[START]
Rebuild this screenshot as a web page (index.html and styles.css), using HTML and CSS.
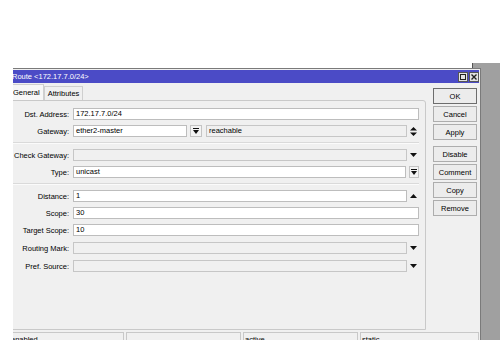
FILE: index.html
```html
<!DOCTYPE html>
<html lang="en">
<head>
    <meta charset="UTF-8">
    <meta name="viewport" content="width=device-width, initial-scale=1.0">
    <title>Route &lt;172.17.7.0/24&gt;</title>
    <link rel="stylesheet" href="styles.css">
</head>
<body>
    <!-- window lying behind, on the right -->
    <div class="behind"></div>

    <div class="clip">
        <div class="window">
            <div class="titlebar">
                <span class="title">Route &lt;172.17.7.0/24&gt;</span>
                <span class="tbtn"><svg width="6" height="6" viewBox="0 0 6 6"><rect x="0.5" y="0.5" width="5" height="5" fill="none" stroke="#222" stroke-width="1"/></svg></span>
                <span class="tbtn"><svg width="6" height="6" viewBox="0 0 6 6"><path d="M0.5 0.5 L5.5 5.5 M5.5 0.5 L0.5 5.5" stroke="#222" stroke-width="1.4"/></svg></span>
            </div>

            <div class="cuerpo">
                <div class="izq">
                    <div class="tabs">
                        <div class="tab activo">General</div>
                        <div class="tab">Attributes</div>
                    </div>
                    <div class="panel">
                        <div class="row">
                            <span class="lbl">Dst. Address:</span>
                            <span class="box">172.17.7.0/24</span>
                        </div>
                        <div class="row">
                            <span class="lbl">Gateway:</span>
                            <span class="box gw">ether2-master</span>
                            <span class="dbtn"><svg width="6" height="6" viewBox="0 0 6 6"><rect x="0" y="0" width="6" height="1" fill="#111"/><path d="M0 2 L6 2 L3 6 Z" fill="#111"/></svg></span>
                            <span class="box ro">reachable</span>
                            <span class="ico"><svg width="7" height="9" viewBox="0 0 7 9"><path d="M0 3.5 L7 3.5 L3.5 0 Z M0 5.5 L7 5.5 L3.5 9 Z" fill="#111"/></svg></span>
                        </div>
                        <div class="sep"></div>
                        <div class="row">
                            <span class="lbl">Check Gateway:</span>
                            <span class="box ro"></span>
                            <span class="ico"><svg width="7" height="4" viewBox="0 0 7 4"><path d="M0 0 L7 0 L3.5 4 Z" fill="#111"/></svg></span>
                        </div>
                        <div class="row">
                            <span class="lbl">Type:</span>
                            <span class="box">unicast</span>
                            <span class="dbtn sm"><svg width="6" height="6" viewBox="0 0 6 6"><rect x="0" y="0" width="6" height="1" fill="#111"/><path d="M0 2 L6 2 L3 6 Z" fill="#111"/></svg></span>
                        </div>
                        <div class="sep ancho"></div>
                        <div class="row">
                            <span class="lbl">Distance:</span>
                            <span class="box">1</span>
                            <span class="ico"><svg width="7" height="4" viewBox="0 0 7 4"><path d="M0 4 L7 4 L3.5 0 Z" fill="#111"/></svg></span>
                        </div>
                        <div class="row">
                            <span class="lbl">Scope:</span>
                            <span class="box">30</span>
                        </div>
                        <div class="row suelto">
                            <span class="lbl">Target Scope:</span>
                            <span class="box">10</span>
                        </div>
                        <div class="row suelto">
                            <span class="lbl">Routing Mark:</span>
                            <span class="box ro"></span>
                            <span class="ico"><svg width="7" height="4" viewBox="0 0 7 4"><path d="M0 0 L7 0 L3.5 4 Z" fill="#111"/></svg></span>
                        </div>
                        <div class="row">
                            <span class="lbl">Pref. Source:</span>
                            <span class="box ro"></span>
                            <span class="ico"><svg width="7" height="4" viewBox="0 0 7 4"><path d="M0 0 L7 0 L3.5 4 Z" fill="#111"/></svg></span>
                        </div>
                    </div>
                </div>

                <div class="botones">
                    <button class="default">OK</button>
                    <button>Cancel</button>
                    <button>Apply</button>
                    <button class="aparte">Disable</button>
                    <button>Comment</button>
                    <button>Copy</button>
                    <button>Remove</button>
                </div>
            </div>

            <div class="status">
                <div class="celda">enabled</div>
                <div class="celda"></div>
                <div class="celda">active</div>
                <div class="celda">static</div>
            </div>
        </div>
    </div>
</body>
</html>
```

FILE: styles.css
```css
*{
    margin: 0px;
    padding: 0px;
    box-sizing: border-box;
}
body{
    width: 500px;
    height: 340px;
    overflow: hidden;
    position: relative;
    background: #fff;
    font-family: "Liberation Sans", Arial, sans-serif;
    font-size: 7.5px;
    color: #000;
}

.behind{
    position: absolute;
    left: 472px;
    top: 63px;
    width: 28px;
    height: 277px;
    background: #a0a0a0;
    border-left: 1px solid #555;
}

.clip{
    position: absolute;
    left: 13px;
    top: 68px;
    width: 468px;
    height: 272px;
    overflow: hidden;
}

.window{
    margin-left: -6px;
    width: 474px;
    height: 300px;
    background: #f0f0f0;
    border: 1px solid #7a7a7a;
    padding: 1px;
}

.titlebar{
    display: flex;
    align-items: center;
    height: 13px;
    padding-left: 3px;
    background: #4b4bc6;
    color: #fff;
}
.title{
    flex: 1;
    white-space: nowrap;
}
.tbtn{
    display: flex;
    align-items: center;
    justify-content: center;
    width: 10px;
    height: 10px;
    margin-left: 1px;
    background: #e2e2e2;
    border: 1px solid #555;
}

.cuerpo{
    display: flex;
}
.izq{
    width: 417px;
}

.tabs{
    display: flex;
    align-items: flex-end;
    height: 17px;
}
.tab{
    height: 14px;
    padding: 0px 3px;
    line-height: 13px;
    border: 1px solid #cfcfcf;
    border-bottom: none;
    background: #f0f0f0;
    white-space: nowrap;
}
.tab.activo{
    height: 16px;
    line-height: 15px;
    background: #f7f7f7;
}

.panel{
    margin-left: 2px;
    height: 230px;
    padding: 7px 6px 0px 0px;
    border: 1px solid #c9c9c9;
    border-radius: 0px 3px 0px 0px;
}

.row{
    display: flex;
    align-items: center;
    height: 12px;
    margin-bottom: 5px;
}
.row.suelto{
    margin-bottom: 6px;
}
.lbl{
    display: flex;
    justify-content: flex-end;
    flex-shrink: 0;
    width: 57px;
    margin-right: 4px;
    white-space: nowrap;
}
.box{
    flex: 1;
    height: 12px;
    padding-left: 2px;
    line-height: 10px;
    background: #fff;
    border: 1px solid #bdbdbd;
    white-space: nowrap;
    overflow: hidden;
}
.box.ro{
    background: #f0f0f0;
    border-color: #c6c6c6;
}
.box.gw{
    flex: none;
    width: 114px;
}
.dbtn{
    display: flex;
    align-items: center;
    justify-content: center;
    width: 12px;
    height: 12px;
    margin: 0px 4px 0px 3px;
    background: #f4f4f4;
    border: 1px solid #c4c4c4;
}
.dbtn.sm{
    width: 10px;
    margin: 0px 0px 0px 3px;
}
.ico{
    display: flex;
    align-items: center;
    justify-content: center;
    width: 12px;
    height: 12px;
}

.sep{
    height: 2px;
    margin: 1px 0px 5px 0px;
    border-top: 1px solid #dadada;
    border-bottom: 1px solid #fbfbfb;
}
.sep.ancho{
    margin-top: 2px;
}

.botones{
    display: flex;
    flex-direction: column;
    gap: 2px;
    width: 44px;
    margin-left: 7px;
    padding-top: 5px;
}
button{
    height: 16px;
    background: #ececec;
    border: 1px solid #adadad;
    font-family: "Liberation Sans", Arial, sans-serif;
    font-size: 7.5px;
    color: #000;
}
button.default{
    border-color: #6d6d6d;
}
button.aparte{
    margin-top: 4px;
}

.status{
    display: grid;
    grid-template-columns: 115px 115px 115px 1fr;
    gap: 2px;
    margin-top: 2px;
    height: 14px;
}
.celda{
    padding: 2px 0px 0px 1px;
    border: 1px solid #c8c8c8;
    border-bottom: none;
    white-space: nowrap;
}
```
[END]
(SHORT TASK):
Each line in the listing above that contains "index" should be copied.

(PROBLEM SOLUTION):
Rebuild this screenshot as a web page (index.html and styles.css), using HTML and CSS.
FILE: index.html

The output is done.